New research shows that young people living with HIV suffer fewer virus-related symptoms when they’re able to map out their own long-term health goals. Data also found that when this type of planning, referred to as end-of-life care, isn’t mapped out by the youth or a family member, young people living with HIV are more likely to suffer negative health outcomes.
The study, published in the journal Pediatrics, evaluated 105 mostly black adolescents (93 percent African-Americans) aged 14 to 21 and their families who received care from six U.S. hospital-based HIV clinics between July 2011 and June 2014. One-third of the family participants were also poz themselves.
Lead investigator Maureen E. Lyon, a clinical health psychologist at Children’s National Health System at The George Washington University School of Medicine and Health Sciences in Washington, D.C., tested an intervention known as Family Centered pediatric Advance Care Planning (FACE pACP). In one-hour sessions, one group of youths and their families went through advance care planning, while another group received traditional assessments.

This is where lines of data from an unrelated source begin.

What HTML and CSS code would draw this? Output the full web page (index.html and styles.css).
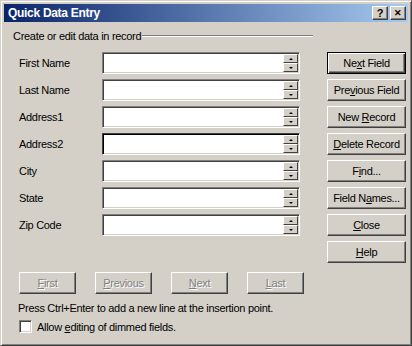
FILE: index.html
```html
<!DOCTYPE html>
<html lang="en">
<head>
  <meta charset="UTF-8">
  <meta name="viewport" content="width=device-width, initial-scale=1.0">
  <title>Quick Data Entry</title>
  <link rel="stylesheet" href="styles.css">
</head>
<body>
  <div class="window">
    <div class="titlebar">
      <span class="title">Quick Data Entry</span>
      <div class="title-buttons">
        <span class="tb-btn">?</span>
        <span class="tb-btn tb-close">&#x2715;</span>
      </div>
    </div>

    <div class="group-head">
      <span>Create or edit data in record</span>
      <span class="etch"></span>
    </div>

    <div class="main">
      <div class="fields">
        <div class="row"><label>First Name</label><div class="field"><span class="spin"><i class="up"></i><i class="down"></i></span></div></div>
        <div class="row"><label>Last Name</label><div class="field"><span class="spin"><i class="up"></i><i class="down"></i></span></div></div>
        <div class="row"><label>Address1</label><div class="field"><span class="spin"><i class="up"></i><i class="down"></i></span></div></div>
        <div class="row"><label>Address2</label><div class="field focus"><span class="spin"><i class="up"></i><i class="down"></i></span></div></div>
        <div class="row"><label>City</label><div class="field"><span class="spin"><i class="up"></i><i class="down"></i></span></div></div>
        <div class="row"><label>State</label><div class="field"><span class="spin"><i class="up"></i><i class="down"></i></span></div></div>
        <div class="row"><label>Zip Code</label><div class="field"><span class="spin"><i class="up"></i><i class="down"></i></span></div></div>
      </div>
      <div class="actions">
        <button class="btn default">Ne<u>x</u>t Field</button>
        <button class="btn">Pre<u>v</u>ious Field</button>
        <button class="btn">New <u>R</u>ecord</button>
        <button class="btn"><u>D</u>elete Record</button>
        <button class="btn">F<u>i</u>nd...</button>
        <button class="btn">Field N<u>a</u>mes...</button>
        <button class="btn"><u>C</u>lose</button>
        <button class="btn"><u>H</u>elp</button>
      </div>
    </div>

    <div class="nav">
      <button class="btn disabled"><u>F</u>irst</button>
      <button class="btn disabled"><u>P</u>revious</button>
      <button class="btn disabled"><u>N</u>ext</button>
      <button class="btn disabled"><u>L</u>ast</button>
    </div>

    <p class="hint">Press Ctrl+Enter to add a new line at the insertion point.</p>

    <div class="check-row">
      <span class="checkbox"></span>
      <span>Allow <u>e</u>diting of dimmed fields.</span>
    </div>
  </div>
</body>
</html>
```

FILE: styles.css
```css
body {
  margin: 0;
  background-color: #d4d0c8;
  font-family: "Liberation Sans", Arial, sans-serif;
  font-size: 11px;
  letter-spacing: -0.3px;
  color: #000;
}
.window {
  box-sizing: border-box;
  width: 412px;
  height: 346px;
  padding: 3px;
  border: 1px solid;
  border-color: #d4d0c8 #404040 #404040 #d4d0c8;
  box-shadow: inset 1px 1px #fff, inset -1px -1px #808080;
  background: #d4d0c8;
}
.titlebar {
  height: 18px;
  display: flex;
  align-items: center;
  justify-content: space-between;
  padding: 0 2px 0 4px;
  background: linear-gradient(to right, #0a246a, #a6caf0);
}
.title {
  color: #fff;
  font-weight: bold;
  font-size: 12px;
}
.title-buttons {
  display: flex;
  gap: 2px;
}
.tb-btn {
  box-sizing: border-box;
  width: 16px;
  height: 14px;
  display: flex;
  align-items: center;
  justify-content: center;
  background: #d4d0c8;
  border: 1px solid;
  border-color: #fff #404040 #404040 #fff;
  box-shadow: inset -1px -1px #808080;
  font-weight: bold;
  font-size: 11px;
  letter-spacing: 0;
  line-height: 1;
}
.tb-close {
  font-size: 9px;
}
.group-head {
  display: flex;
  align-items: center;
  height: 13px;
  margin: 7px 0 0 9px;
  width: 300px;
}
.etch {
  flex: 1;
  height: 0;
  margin-left: 1px;
  border-top: 1px solid #808080;
  border-bottom: 1px solid #fff;
}
.main {
  display: flex;
  gap: 27px;
  margin-top: 10px;
  padding-left: 15px;
}
.fields {
  display: flex;
  flex-direction: column;
  gap: 5px;
}
.row {
  display: flex;
  align-items: center;
  height: 22px;
}
.row label {
  width: 83px;
}
.field {
  box-sizing: border-box;
  position: relative;
  width: 198px;
  height: 22px;
  background: #fff;
  border: 1px solid;
  border-color: #808080 #fff #fff #808080;
  box-shadow: inset 1px 1px #404040, inset -1px -1px #d4d0c8;
}
.field.focus {
  border-color: #404040 #fff #fff #404040;
  box-shadow: inset 1px 1px #000, inset -1px -1px #d4d0c8;
}
.spin {
  position: absolute;
  right: 1px;
  top: 1px;
  bottom: 1px;
  width: 15px;
  display: flex;
  flex-direction: column;
}
.spin i {
  flex: 1;
  position: relative;
  background: #d4d0c8;
  border: 1px solid;
  border-color: #fff #404040 #404040 #fff;
}
.spin i::after {
  content: "";
  position: absolute;
  left: 50%;
  top: 50%;
  margin: -1px 0 0 -2px;
  border-left: 2px solid transparent;
  border-right: 2px solid transparent;
}
.spin .up::after {
  border-bottom: 2px solid #000;
}
.spin .down::after {
  border-top: 2px solid #000;
}
.actions {
  display: flex;
  flex-direction: column;
  gap: 5px;
}
.btn {
  box-sizing: border-box;
  height: 22px;
  padding: 0;
  background: #d4d0c8;
  border: 1px solid;
  border-color: #fff #404040 #404040 #fff;
  box-shadow: inset -1px -1px #808080;
  font-family: inherit;
  font-size: 11px;
  letter-spacing: -0.3px;
  color: #000;
}
.actions .btn {
  width: 79px;
}
.btn.default {
  border: 1px solid #000;
  box-shadow: inset 1px 1px #fff, inset -1px -1px #404040, inset -2px -2px #808080;
}
.nav {
  display: flex;
  gap: 19px;
  margin-top: 9px;
  padding-left: 15px;
}
.nav .btn {
  width: 57px;
}
.btn.disabled {
  color: #808080;
  text-shadow: 1px 1px #fff;
}
.hint {
  margin: 8px 0 0 14px;
  line-height: 13px;
}
.check-row {
  display: flex;
  align-items: center;
  gap: 5px;
  margin: 5px 0 0 15px;
  height: 13px;
}
.checkbox {
  box-sizing: border-box;
  width: 13px;
  height: 13px;
  background: #fff;
  border: 1px solid;
  border-color: #808080 #fff #fff #808080;
  box-shadow: inset 1px 1px #404040, inset -1px -1px #d4d0c8;
}
```
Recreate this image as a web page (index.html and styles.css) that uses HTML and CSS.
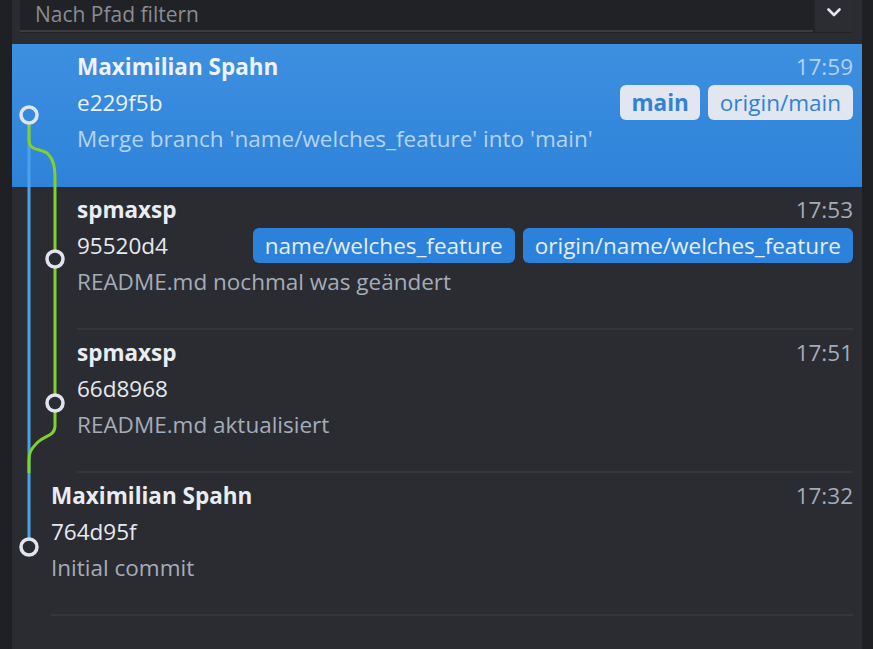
FILE: index.html
```html
<!DOCTYPE html>
<html lang="de">
<head>
<meta charset="utf-8">
<title>Commits</title>
<link rel="stylesheet" href="styles.css">
</head>
<body>
<div class="app">
  <div class="filter">
    <div class="filter-input">Nach Pfad filtern</div>
    <div class="filter-btn">
      <svg width="14" height="9" viewBox="0 0 14 9"><path d="M1.5 1.5 L7 7 L12.5 1.5" fill="none" stroke="#e2e5ec" stroke-width="2.6" stroke-linecap="round" stroke-linejoin="round"/></svg>
    </div>
  </div>
  <div class="list">
    <svg class="graph" width="60" height="600" viewBox="12 44 60 600">
      <line x1="29" y1="124" x2="29" y2="538" stroke="#4aa3ea" stroke-width="3"/>
      <path d="M29 124 V140 C29 152 42 148 48 154 C54 160 55 168 55 180 V250" fill="none" stroke="#80d12c" stroke-width="3"/>
      <path d="M55 268 V394" fill="none" stroke="#80d12c" stroke-width="3"/>
      <path d="M55 412 V426 C55 436 44 436 38 442 C31 449 29 452 29 460 V473" fill="none" stroke="#80d12c" stroke-width="3"/>
      <circle cx="29" cy="115" r="8" fill="none" stroke="#e0e4ee" stroke-width="3.5"/>
      <circle cx="55" cy="259" r="8" fill="none" stroke="#e0e4ee" stroke-width="3.5"/>
      <circle cx="55" cy="403" r="8" fill="none" stroke="#e0e4ee" stroke-width="3.5"/>
      <circle cx="29" cy="547" r="8" fill="none" stroke="#e0e4ee" stroke-width="3.5"/>
    </svg>

    <div class="commit selected">
      <div class="commit-body">
        <div class="line"><span class="author">Maximilian Spahn</span><span class="time">17:59</span></div>
        <div class="line"><span class="hash">e229f5b</span><span class="badges"><span class="badge bold">main</span><span class="badge">origin/main</span></span></div>
        <div class="line msg">Merge branch 'name/welches_feature' into 'main'</div>
      </div>
    </div>

    <div class="commit">
      <div class="commit-body">
        <div class="line"><span class="author">spmaxsp</span><span class="time">17:53</span></div>
        <div class="line"><span class="hash">95520d4</span><span class="badges"><span class="badge">name/welches_feature</span><span class="badge">origin/name/welches_feature</span></span></div>
        <div class="line msg">README.md nochmal was geändert</div>
      </div>
    </div>

    <div class="commit">
      <div class="commit-body">
        <div class="line"><span class="author">spmaxsp</span><span class="time">17:51</span></div>
        <div class="line"><span class="hash">66d8968</span></div>
        <div class="line msg">README.md aktualisiert</div>
      </div>
    </div>

    <div class="commit root">
      <div class="commit-body">
        <div class="line"><span class="author">Maximilian Spahn</span><span class="time">17:32</span></div>
        <div class="line"><span class="hash">764d95f</span></div>
        <div class="line msg">Initial commit</div>
      </div>
    </div>
  </div>
</div>
</body>
</html>
```

FILE: styles.css
```css
* { box-sizing: border-box; }
html, body {
  margin: 0;
  padding: 0;
  background: #1f2023;
  height: 100%;
  overflow: hidden;
}
body {
  font-family: "Open Sans", "Noto Sans", sans-serif;
  font-size: 22.5px;
}
.app {
  margin-left: 12px;
  width: 850px;
  height: 649px;
  background: #2b2c31;
  display: flex;
  flex-direction: column;
}
.filter {
  display: flex;
  height: 33px;
  margin: 0 9px 11px 8px;
  background: #232428;
}
.filter-input {
  flex: 1;
  height: 32px;
  background: #212226;
  border-bottom: 2px solid #3b3c41;
  padding-left: 15px;
  color: #898c93;
  font-size: 21px;
  line-height: 29px;
}
.filter-btn {
  width: 38px;
  height: 32px;
  margin-left: 2px;
  background: #2c2d32;
  display: flex;
  align-items: center;
  justify-content: center;
  padding-bottom: 8px;
}
.list {
  position: relative;
  flex: 1;
}
.graph {
  position: absolute;
  left: 0;
  top: 0;
  z-index: 2;
}
.commit {
  height: 143px;
  padding: 0 9px 0 65px;
}
.commit.root { padding-left: 39px; }
.commit.selected {
  background: linear-gradient(#3d8fe0, #2e83d9);
}
.commit-body {
  height: 143px;
  padding-top: 4px;
  border-bottom: 2px solid #35363b;
}
.selected .commit-body { border-bottom-color: transparent; }
.line {
  display: flex;
  align-items: center;
  height: 36px;
  white-space: nowrap;
}
.author {
  font-weight: 700;
  color: #e9ecf2;
}
.time {
  margin-left: auto;
  color: #a3abb7;
}
.hash { color: #e6e9f0; }
.msg { color: #a4acb9; }
.badges {
  margin-left: auto;
  display: flex;
  gap: 8px;
}
.badge {
  height: 35px;
  line-height: 35px;
  padding: 0 12px;
  border-radius: 6px;
  background: #2c82db;
  color: #e6edf8;
}
.badge.bold { font-weight: 700; padding: 0 11px; }
.selected .author { color: #eef2f9; }
.selected .hash { color: #eaf1fa; }
.selected .msg { color: #b5d3f3; }
.selected .time { color: #b3d2f4; }
.selected .badge {
  background: #e2e6f1;
  color: #2f82d8;
}
```
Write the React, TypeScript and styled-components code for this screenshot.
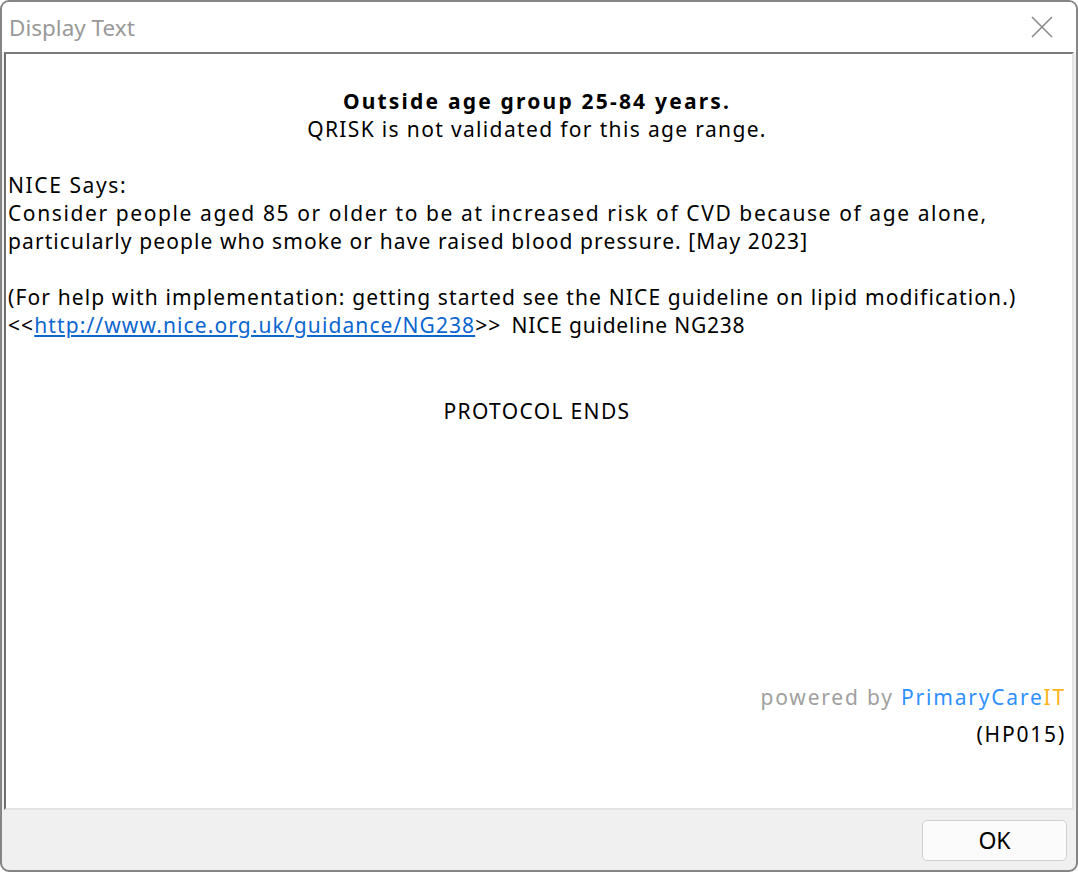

The advanced care sessions involved discussions assessing the youths’ values, beliefs, and life experiences while determining when to begin end-of-life discussions. They also involved decision-making, discussions of death and dying, preparing guardians to respect youths’ wishes, and providing directives to be followed in case the youths are unable to speak for themselves.
After a year of evaluations, the investigators found almost 75 percent of the advanced care planning participants reported having fewer disease related symptoms, compared to 27 percent reporting a high level of symptoms.